Serb war crimes suspect Mladic arrested
Ratko Mladic, the Bosnian Serb general accused of overseeing the worst massacre in Europe since the end of World War II, has been arrested, Serbian authorities said Thursday.
Mladic is Europe’s most wanted war crimes suspect for his alleged role in the 1995 slaughter of 8,000 Bosnian Muslim men and boys in the enclave of Srebrenica, an atrocity that came to symbolize the brutality of the Balkans conflict. The war crimes tribunal in The Hague wants to try Mladic on charges of genocide.
Serbian President Boris Tadic announced Mladic’s capture at a hastily called news conference in Belgrade, the nation’s capital, and said authorities were preparing his extradition.
The arrest comes after sustained criticism of Serbia for being too lackadaisical in tracking down Mladic, including a new report by the International Criminal Tribunal for the Former Yugoslavia that reportedly castigates Belgrade’s efforts as insufficient.
Serbia is also eager to join the European Union, which has made Belgrade’s cooperation with The Hague a condition of its membership. The EU’s top diplomat, Catherine Ashton, is due in Serbia imminently for a visit.
“Today we close one chapter ? that will bring us one step closer to full reconciliation in the region,” Tadic said, adding: “I believe all the doors to our membership in the EU have been opened now.”
He added that Mladic was arrested on Serbian soil but did not disclose other details of the operation.
There will be questions, however, as to how Mladic managed to remain at large for so long and whether elements of Serbian security forces knew of his whereabouts without bothering to act. Some Serbian nationalists consider Mladic a hero and believe their country to be the unfair target of censure for its wartime past by international authorities. The arrest could trigger street protests.

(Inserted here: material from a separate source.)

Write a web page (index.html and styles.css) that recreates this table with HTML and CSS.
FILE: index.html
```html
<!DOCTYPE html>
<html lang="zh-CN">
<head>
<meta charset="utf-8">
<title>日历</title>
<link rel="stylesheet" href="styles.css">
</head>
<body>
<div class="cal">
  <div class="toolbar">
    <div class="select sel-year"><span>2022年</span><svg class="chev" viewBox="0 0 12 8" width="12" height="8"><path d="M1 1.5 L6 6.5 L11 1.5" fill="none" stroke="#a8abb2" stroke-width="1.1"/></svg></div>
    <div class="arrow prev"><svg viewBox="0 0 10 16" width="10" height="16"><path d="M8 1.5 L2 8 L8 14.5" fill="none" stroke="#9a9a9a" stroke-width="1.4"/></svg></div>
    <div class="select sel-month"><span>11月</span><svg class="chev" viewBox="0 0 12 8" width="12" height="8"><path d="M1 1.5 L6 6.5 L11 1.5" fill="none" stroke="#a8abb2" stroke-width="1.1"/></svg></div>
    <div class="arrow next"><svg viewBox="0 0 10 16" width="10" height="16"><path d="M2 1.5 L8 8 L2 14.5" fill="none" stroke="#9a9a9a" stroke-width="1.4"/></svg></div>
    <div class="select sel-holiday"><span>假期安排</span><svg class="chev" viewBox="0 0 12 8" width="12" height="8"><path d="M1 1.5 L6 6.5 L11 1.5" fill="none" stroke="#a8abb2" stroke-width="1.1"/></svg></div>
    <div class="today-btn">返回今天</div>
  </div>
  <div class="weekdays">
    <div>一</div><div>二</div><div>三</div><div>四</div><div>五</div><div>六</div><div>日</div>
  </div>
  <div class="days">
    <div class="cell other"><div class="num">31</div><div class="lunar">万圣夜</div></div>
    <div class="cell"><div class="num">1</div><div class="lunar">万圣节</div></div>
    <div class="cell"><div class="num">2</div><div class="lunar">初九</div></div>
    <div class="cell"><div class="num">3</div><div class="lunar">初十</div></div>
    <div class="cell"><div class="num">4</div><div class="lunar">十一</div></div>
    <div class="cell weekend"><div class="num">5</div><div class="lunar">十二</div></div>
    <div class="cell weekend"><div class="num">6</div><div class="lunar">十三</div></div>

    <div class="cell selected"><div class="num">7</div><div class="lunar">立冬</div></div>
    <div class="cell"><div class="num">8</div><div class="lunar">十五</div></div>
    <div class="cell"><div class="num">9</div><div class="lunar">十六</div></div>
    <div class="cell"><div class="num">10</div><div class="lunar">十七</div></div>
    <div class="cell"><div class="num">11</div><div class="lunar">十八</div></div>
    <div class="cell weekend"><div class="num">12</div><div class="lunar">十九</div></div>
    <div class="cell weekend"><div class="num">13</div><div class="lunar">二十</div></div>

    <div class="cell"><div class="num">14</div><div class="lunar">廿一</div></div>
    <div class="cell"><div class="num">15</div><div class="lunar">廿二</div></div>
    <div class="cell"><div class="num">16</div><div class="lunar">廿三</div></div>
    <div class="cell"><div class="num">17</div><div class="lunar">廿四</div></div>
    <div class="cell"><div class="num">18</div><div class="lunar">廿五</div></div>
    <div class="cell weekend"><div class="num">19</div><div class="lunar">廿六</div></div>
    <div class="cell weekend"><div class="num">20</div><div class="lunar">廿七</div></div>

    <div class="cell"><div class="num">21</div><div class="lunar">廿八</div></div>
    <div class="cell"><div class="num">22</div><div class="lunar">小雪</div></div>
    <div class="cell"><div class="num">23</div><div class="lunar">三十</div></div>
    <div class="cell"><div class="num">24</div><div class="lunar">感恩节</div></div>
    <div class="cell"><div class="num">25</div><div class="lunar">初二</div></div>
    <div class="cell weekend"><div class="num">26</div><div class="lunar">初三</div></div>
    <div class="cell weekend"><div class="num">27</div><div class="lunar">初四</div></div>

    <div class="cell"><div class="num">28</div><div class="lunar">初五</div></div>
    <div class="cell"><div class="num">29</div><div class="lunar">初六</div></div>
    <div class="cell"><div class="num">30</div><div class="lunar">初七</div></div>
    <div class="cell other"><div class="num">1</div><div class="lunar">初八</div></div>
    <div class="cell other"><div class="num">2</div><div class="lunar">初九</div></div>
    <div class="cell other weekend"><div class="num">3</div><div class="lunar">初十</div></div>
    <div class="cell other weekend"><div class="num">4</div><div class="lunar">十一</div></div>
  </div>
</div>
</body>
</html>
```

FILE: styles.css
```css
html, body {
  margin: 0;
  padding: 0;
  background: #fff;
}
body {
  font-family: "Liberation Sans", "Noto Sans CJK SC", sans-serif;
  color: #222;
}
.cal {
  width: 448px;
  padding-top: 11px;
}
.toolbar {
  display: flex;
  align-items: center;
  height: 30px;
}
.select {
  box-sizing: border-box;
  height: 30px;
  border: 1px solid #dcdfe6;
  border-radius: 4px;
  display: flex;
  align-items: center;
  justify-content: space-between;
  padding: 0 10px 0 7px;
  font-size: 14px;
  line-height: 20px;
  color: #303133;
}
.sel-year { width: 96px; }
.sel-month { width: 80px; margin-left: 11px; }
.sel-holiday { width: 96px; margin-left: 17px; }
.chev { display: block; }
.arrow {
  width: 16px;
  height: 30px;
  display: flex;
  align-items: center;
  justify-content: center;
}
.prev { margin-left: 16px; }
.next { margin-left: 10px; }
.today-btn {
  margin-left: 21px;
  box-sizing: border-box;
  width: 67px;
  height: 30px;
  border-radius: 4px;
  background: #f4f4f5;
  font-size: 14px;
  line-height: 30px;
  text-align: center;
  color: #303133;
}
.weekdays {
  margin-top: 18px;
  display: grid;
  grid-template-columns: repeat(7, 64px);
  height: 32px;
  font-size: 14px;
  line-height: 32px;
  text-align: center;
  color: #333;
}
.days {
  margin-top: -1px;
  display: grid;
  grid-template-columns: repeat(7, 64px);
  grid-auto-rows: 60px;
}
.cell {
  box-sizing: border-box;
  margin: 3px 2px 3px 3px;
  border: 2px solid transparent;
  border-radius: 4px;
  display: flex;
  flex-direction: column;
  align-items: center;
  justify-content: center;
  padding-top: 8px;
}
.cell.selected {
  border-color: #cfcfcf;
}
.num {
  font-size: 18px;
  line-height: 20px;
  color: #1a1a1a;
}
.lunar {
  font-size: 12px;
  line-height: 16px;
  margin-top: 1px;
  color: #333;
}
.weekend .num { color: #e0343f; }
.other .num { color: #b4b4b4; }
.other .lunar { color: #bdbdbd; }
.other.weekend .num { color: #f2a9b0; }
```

Tadic declined to speculate whether such demonstrations would occur, and also denied that the timing of Mladic’s arrest was a tactical move.
“We are not making [a] calculation [on] when and how to deliver” Mladic, said Tadic, adding that the arrest was a matter for “the moral dignity” of Serbia.
The massacre at Srebrenica was the biggest atrocity in a campaign of ethnic cleansing, a ruthless drive to get rid of Bosnian Muslims. Overall, about 200,000 people are believed to have died in the conflict.
“There’s a very good reason why the long arm of the international law has been looking for this man for such a long time,” British Prime Minister David Cameron said.
Three years ago, Serbian authorities arrested Radovan Karadzic, who is also accused of genocide in connection with the Srebrenica massacre. When he was caught, Karadzic had changed his appearance by growing a flowing beard, had adopted a pseudonym and worked as a sort of spiritual healer.
Karadzic’s trial is underway at The Hague but has been bogged down by procedural delays and the sheer mass of material and evidence for lawyers to examine.